Whenever my mother was in Los Angeles (working on a television show!) Pappy would pick me and Lily up from school on his motorcycle wearing one of the named hats from his collection—‘Al Gazazarat’ was his favorite: a wooly, white fez that looked like headgear from the Ottoman Empire. (Sadly, I cannot find a photo so settled for the above.) “Don’t you need helmets for the girls?” my teachers would ask. Wherever my father went smelled like the green leaves he rolled into paper and smoked at the edge of the woods. Other peoples’ parents did not have this perfume, I noticed. I became socially vigilant, trying to detect the baseline of ‘ordinariness’ so I could find it and stop the kids I thought were laughing.
Like Caroline’s Gabors my life looks about as “American as Jay Gatsby and Coca-Cola” now. The boys watch cartoons and walk themselves to school; they play sports and do summer camps in a town so quaint it might’ve borne Norman Rockwell. But I’m in costume.
I like my safe town and my close family and I appreciate that I was never so othered I couldn’t find my way into the mainstream. But there’s nothing like shifting your own identity to help you see that IT’S ALL FAKERY. (Is that a real word, or one Pappy made up?) We invent customs, we read rooms, we play pretend until it’s real enough. In every new situation I notice myself pause and shift—what’s called for here? What’s praised, what’s taboo? All the years I spent being weird gave me an anthropological gaze. I wouldn’t trade that for the banality of constant enfranchisement.
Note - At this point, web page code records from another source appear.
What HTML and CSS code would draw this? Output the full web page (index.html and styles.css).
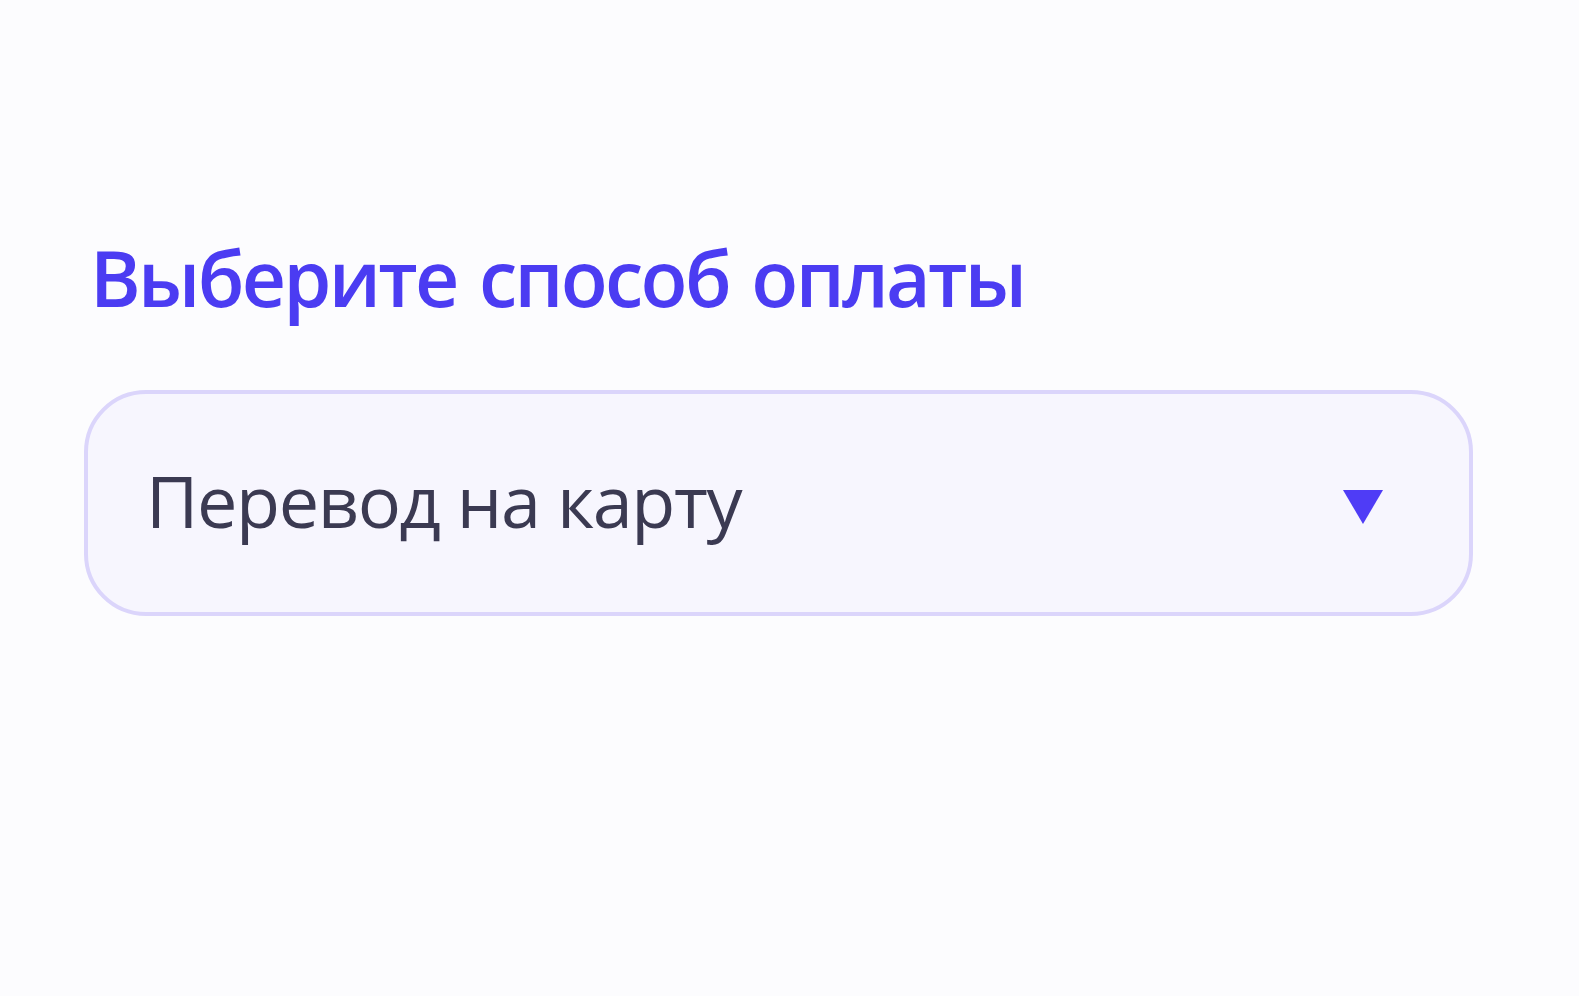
FILE: index.html
```html
<!DOCTYPE html>
<html lang="ru">
<head>
    <meta charset="UTF-8">
    <meta name="viewport" content="width=device-width, initial-scale=1.0">
    <title>Способ оплаты</title>
    <link rel="stylesheet" href="styles.css">
</head>
<body>
    <div class="payment">
        <h1 class="payment-title">Выберите способ оплаты</h1>
        <div class="payment-select">
            <span class="payment-value">Перевод на карту</span>
            <svg class="payment-arrow" width="42" height="36" viewBox="0 0 42 36">
                <path d="M1 1 L41 1 L21 35 Z" fill="#4f3cf6"/>
            </svg>
        </div>
    </div>
</body>
</html>
```

FILE: styles.css
```css
body {
    margin: 0;
    background-color: #fcfcfe;
    font-family: "Open Sans", "Noto Sans", sans-serif;
}
.payment {
    padding: 232px 106px 0 84px;
}
.payment-title {
    margin: 0 0 66px 6px;
    font-size: 77px;
    line-height: 1.2;
    font-weight: 600;
    color: #4b3cf2;
    letter-spacing: -2.7px;
    word-spacing: 5px;
}
.payment-select {
    display: flex;
    justify-content: space-between;
    align-items: center;
    height: 218px;
    padding: 0 85px 0 58px;
    background-color: #f7f6fe;
    border: 4px solid #dbd5fb;
    border-radius: 62px;
}
.payment-value {
    font-size: 72px;
    color: #3b3a52;
    letter-spacing: -1.4px;
    margin-top: -6px;
}
.payment-arrow {
    margin-top: 8px;
}
```
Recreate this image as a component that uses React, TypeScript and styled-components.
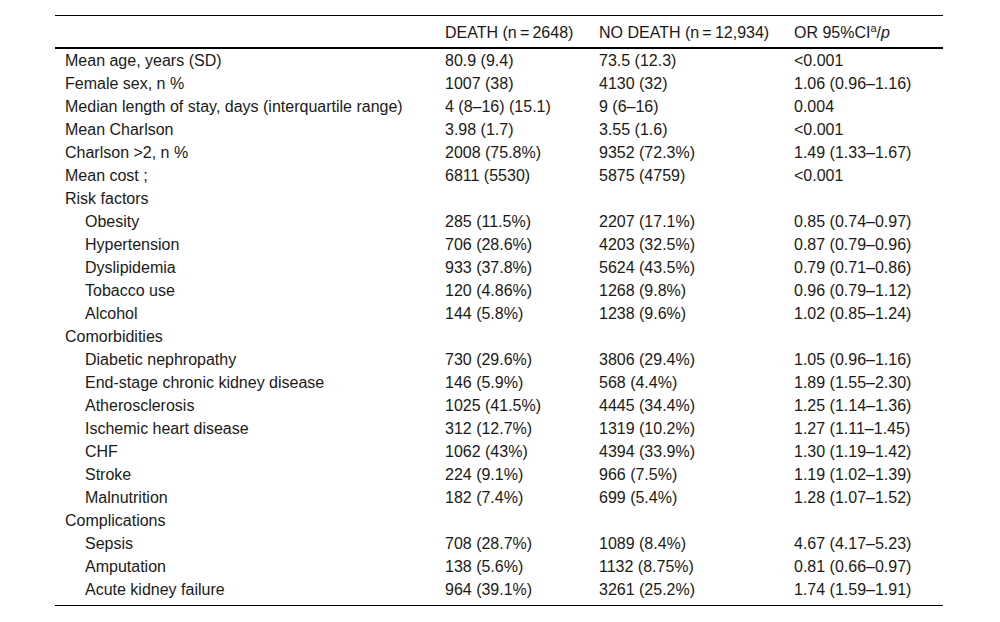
import styled, { createGlobalStyle } from "styled-components";

const GlobalStyle = createGlobalStyle`
  html, body {
    margin: 0;
    padding: 0;
    background: #ffffff;
  }
  body {
    font-family: "Liberation Sans", Arial, sans-serif;
    color: #1a1a1a;
  }
`;

type Row = {
  label: string;
  death?: string;
  noDeath?: string;
  or?: string;
  sub?: boolean;
};

const rows: Row[] = [
  { label: "Mean age, years (SD)", death: "80.9 (9.4)", noDeath: "73.5 (12.3)", or: "<0.001" },
  { label: "Female sex, n %", death: "1007 (38)", noDeath: "4130 (32)", or: "1.06 (0.96–1.16)" },
  { label: "Median length of stay, days (interquartile range)", death: "4 (8–16) (15.1)", noDeath: "9 (6–16)", or: "0.004" },
  { label: "Mean Charlson", death: "3.98 (1.7)", noDeath: "3.55 (1.6)", or: "<0.001" },
  { label: "Charlson >2, n %", death: "2008 (75.8%)", noDeath: "9352 (72.3%)", or: "1.49 (1.33–1.67)" },
  { label: "Mean cost ;", death: "6811 (5530)", noDeath: "5875 (4759)", or: "<0.001" },
  { label: "Risk factors" },
  { label: "Obesity", sub: true, death: "285 (11.5%)", noDeath: "2207 (17.1%)", or: "0.85 (0.74–0.97)" },
  { label: "Hypertension", sub: true, death: "706 (28.6%)", noDeath: "4203 (32.5%)", or: "0.87 (0.79–0.96)" },
  { label: "Dyslipidemia", sub: true, death: "933 (37.8%)", noDeath: "5624 (43.5%)", or: "0.79 (0.71–0.86)" },
  { label: "Tobacco use", sub: true, death: "120 (4.86%)", noDeath: "1268 (9.8%)", or: "0.96 (0.79–1.12)" },
  { label: "Alcohol", sub: true, death: "144 (5.8%)", noDeath: "1238 (9.6%)", or: "1.02 (0.85–1.24)" },
  { label: "Comorbidities" },
  { label: "Diabetic nephropathy", sub: true, death: "730 (29.6%)", noDeath: "3806 (29.4%)", or: "1.05 (0.96–1.16)" },
  { label: "End-stage chronic kidney disease", sub: true, death: "146 (5.9%)", noDeath: "568 (4.4%)", or: "1.89 (1.55–2.30)" },
  { label: "Atherosclerosis", sub: true, death: "1025 (41.5%)", noDeath: "4445 (34.4%)", or: "1.25 (1.14–1.36)" },
  { label: "Ischemic heart disease", sub: true, death: "312 (12.7%)", noDeath: "1319 (10.2%)", or: "1.27 (1.11–1.45)" },
  { label: "CHF", sub: true, death: "1062 (43%)", noDeath: "4394 (33.9%)", or: "1.30 (1.19–1.42)" },
  { label: "Stroke", sub: true, death: "224 (9.1%)", noDeath: "966 (7.5%)", or: "1.19 (1.02–1.39)" },
  { label: "Malnutrition", sub: true, death: "182 (7.4%)", noDeath: "699 (5.4%)", or: "1.28 (1.07–1.52)" },
  { label: "Complications" },
  { label: "Sepsis", sub: true, death: "708 (28.7%)", noDeath: "1089 (8.4%)", or: "4.67 (4.17–5.23)" },
  { label: "Amputation", sub: true, death: "138 (5.6%)", noDeath: "1132 (8.75%)", or: "0.81 (0.66–0.97)" },
  { label: "Acute kidney failure", sub: true, death: "964 (39.1%)", noDeath: "3261 (25.2%)", or: "1.74 (1.59–1.91)" },
];

export default function App() {
  return (
    <>
      <GlobalStyle />
      <Page>
        <Table>
          <colgroup>
            <col style={{ width: 380 }} />
            <col style={{ width: 154 }} />
            <col style={{ width: 195 }} />
            <col style={{ width: 159 }} />
          </colgroup>
          <thead>
            <HeadRow>
              <HeadCell />
              <HeadCell>DEATH (n{"\u2009"}={"\u2009"}2648)</HeadCell>
              <HeadCell>NO DEATH (n{"\u2009"}={"\u2009"}12,934)</HeadCell>
              <HeadCell>
                OR 95%CI<Sup>a</Sup>/<i>p</i>
              </HeadCell>
            </HeadRow>
          </thead>
          <tbody>
            {rows.map((r, i) => (
              <BodyRow key={i} $last={i === rows.length - 1}>
                <LabelCell $sub={r.sub} $last={i === rows.length - 1}>
                  {r.label}
                </LabelCell>
                <Cell $last={i === rows.length - 1}>{r.death}</Cell>
                <Cell $last={i === rows.length - 1}>{r.noDeath}</Cell>
                <Cell $last={i === rows.length - 1}>{r.or}</Cell>
              </BodyRow>
            ))}
          </tbody>
        </Table>
      </Page>
    </>
  );
}

const Page = styled.div`
  padding: 15px 0 0 55px;
`;

const Table = styled.table`
  width: 888px;
  table-layout: fixed;
  border-collapse: collapse;
  font-size: 16px;
  line-height: 17px;
  border-top: 1px solid #000;
  border-bottom: 1px solid #000;
`;

const HeadRow = styled.tr`
  border-bottom: 2px solid #000;
`;

const HeadCell = styled.th`
  font-weight: 400;
  text-align: left;
  padding: 8px 8px 6px 10px;
  height: 17px;
  white-space: nowrap;
`;

const Sup = styled.sup`
  font-size: 11px;
  line-height: 0;
  vertical-align: 6px;
`;

const BodyRow = styled.tr<{ $last?: boolean }>`
  height: 23px;
`;

const Cell = styled.td<{ $last?: boolean }>`
  padding: 3px 8px ${(p) => (p.$last ? "7px" : "3px")} 10px;
  text-align: left;
  white-space: nowrap;
`;

const LabelCell = styled(Cell)<{ $sub?: boolean }>`
  padding-left: ${(p) => (p.$sub ? "30px" : "10px")};
`;
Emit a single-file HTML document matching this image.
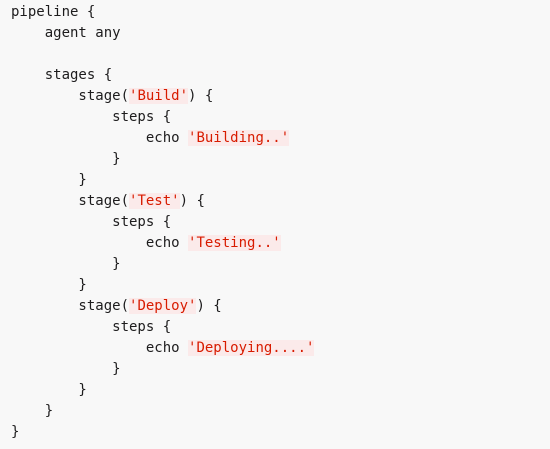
<html><head><style>
body{margin:0;background:#f8f8f8;}
pre{margin:0;padding:2px 0 0 11px;font-family:"DejaVu Sans Mono",monospace;font-size:14px;line-height:21px;color:#1d1c1d;}
.s{color:#d81b00;background:#fbeaea;}
</style></head><body><pre>pipeline {
    agent any

    stages {
        stage(<span class="s">'Build'</span>) {
            steps {
                echo <span class="s">'Building..'</span>
            }
        }
        stage(<span class="s">'Test'</span>) {
            steps {
                echo <span class="s">'Testing..'</span>
            }
        }
        stage(<span class="s">'Deploy'</span>) {
            steps {
                echo <span class="s">'Deploying....'</span>
            }
        }
    }
}</pre></body></html>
…and now I wonder if I ought to do a better job embarrassing my kids.
I’m curious about your secret outsider identities. Unusual smells in the house that mortified you when friends came over? A grandmother who chain-smoked or publicly removed her dentures? (👋) Or maybe something more serious, like a family illness that shaped your view of the world? (👋) Today’s funny stories are often yesterday’s pain.
To that end, do you agree that being a conscious outsider is a pretty certain way to grow up an empath? Show your reasoning in the comments section below.
But above all—keep trying,
Isabel
PS: This Sunday’s Raw Material was free. Next week, it’ll go out to paid subscribers only. I’d love to have you and your friends here, so please sign up and share! An enormous thanks to those who already have—I’ll never forget each and every one of you.
And please consider tapping that empty ‘like’ heart. It lights me up AND makes algorithmic magic. ❤️
This essay deeply resonates! I have an artist dad with a gigantic personality, and I've come to believe that growing up in an artist family is very much its own "culture." Your house looks different, your family activities are different, you might even eat quite different food, and your family might dress differently--even smell differently as you so perfectly said! But more so than the exterior differences is also a world view (or family value) that is also deeply unique and (thankfully) not like the others. I take some pride in how very mainstream I am able to appear as an adult, how I take my kids to Disneyland, how I mostly look like a relatable PTA mom. What a relief to NOT be so controversial all the time. AND YET, I really cherish and hold close the other values my dad constantly exuded when we were growing up: seeing poetry everywhere, noticing everything, celebrating individuality, expression, authenticity... and yes, weirdness! Ok, maybe I have to write about this one day too ;) Thanks, Isabel. Love what you've got going on here! xoxoxo
You know, every time you publish an essay about childhood memories, my mind travels to mine and makes me think of many things that I never thought of before. I grew up in the countryside, riding horses, climbing trees... It was an incredible time. Then I move to the city and to a private school, yes, a weird one. For so many times pretending to be someone just to fit in, that now, age has made me dive into self-knowledge and do my best to be me. And now, I'm starting to think about having kids (despite all the pressure from people, why would they do that?), and I'm thinking, how am I going to keep them away from the TV? I want them to have what I had as a kid. Thank you Isabel, for sharing your deep stories with us.
PS: Sounds like your dad was a really nice guy.